### Provided material
○ ○ ○ ○

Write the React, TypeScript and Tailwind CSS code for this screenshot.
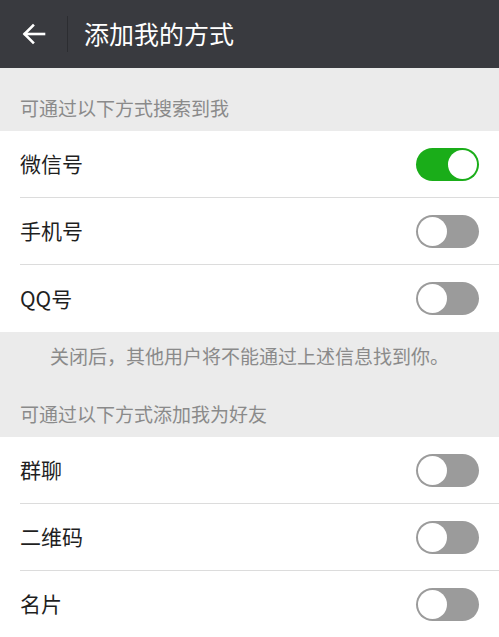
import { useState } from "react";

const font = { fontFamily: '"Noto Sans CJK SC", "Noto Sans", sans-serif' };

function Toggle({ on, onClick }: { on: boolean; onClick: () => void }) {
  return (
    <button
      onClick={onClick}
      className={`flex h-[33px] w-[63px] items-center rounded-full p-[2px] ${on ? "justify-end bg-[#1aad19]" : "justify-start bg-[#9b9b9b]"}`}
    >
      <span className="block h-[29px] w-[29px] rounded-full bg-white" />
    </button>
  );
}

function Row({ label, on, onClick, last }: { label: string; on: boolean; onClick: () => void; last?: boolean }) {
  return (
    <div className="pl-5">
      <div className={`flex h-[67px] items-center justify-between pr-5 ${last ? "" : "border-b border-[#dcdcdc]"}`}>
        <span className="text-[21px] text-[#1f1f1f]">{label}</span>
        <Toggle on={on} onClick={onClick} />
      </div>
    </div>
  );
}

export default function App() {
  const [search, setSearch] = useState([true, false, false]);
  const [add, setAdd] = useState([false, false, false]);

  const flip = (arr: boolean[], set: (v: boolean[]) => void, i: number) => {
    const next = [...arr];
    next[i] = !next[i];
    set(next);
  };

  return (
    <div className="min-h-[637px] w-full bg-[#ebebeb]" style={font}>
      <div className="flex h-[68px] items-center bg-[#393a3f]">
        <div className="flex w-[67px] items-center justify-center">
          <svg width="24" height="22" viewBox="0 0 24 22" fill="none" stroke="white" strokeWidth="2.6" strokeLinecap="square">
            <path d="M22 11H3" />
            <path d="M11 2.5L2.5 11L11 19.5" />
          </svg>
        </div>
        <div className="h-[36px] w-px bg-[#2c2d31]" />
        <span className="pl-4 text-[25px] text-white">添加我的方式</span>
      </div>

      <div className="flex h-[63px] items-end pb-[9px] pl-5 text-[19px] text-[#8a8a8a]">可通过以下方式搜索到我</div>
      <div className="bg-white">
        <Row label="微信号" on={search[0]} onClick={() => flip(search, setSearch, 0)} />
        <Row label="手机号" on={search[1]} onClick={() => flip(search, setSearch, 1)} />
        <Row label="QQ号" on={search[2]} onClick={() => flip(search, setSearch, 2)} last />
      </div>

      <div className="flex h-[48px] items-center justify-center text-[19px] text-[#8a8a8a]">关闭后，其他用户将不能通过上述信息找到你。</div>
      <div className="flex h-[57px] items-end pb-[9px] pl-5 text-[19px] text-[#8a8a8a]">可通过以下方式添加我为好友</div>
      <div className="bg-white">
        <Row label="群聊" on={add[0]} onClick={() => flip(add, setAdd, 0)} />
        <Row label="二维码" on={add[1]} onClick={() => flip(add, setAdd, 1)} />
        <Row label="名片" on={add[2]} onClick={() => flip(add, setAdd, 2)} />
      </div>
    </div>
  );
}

○ ○ ○ ○

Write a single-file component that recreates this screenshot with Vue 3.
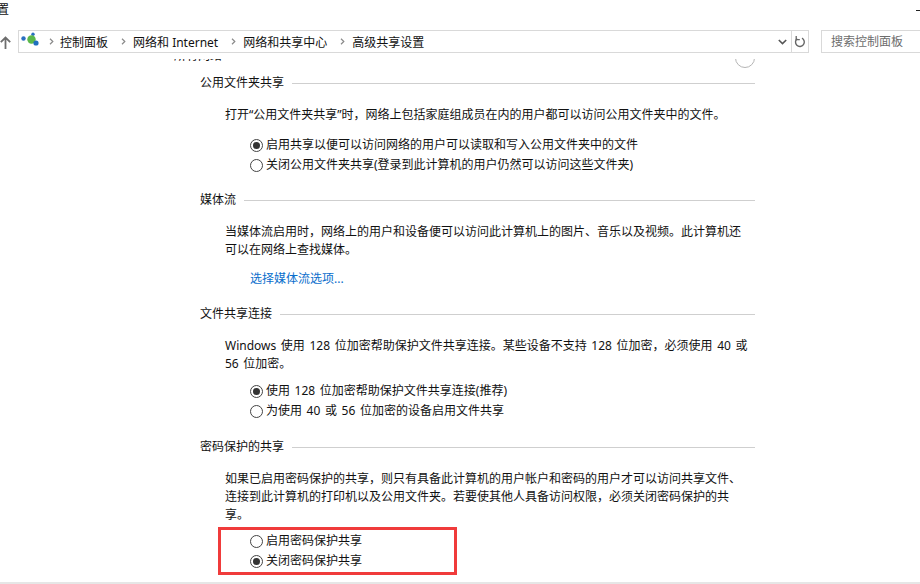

○ ○ ○ ○

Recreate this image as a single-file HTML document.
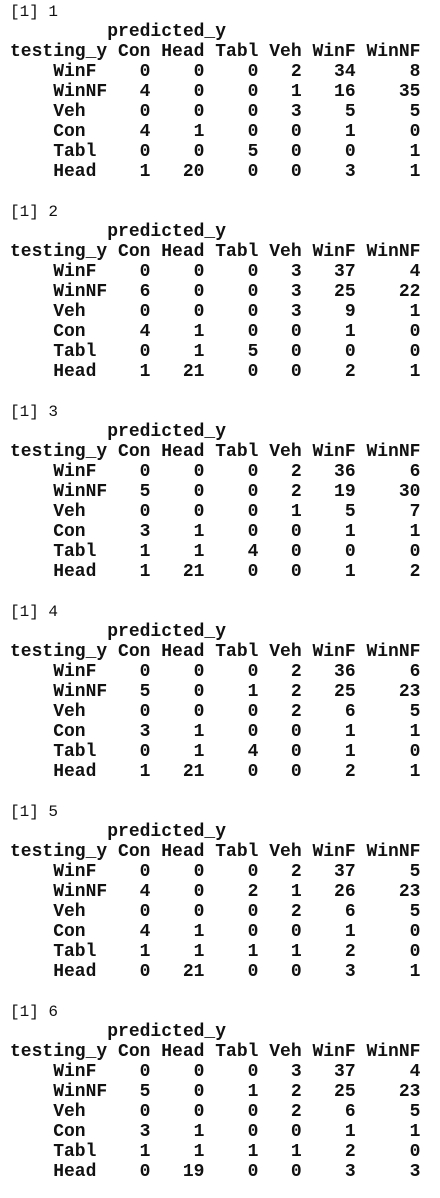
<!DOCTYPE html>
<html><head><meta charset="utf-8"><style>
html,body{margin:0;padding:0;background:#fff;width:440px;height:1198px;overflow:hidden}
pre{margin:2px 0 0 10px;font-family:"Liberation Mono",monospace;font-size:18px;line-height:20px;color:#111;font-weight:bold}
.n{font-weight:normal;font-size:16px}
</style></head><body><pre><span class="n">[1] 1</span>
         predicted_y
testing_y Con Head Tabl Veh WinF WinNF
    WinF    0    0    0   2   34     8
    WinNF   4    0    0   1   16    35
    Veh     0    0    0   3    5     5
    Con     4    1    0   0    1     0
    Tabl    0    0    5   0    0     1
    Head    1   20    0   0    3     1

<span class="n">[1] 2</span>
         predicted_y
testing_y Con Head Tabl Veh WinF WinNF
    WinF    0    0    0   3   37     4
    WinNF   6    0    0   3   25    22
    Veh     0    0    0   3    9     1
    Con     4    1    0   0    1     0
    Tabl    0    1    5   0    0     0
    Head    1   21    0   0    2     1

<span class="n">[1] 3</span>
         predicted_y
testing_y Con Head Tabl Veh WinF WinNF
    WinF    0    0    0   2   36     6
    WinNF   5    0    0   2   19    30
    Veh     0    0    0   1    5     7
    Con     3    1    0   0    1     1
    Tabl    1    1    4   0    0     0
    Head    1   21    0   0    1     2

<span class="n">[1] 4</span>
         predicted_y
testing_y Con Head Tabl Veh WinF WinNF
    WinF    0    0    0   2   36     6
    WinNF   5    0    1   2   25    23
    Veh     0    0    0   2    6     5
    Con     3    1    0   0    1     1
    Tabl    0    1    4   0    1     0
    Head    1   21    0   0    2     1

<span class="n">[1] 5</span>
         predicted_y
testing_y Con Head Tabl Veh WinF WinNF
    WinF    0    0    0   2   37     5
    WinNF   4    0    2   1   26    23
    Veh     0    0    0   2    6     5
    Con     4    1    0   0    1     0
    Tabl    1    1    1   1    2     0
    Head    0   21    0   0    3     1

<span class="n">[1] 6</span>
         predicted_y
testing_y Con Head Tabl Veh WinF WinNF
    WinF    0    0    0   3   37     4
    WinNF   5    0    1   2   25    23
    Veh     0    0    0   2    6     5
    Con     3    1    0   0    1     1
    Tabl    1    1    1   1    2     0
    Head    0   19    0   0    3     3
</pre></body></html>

○ ○ ○ ○

### Exercise
Reply with the number of lines in the material above that contain "screenshot", and nothing more.

### Output below
2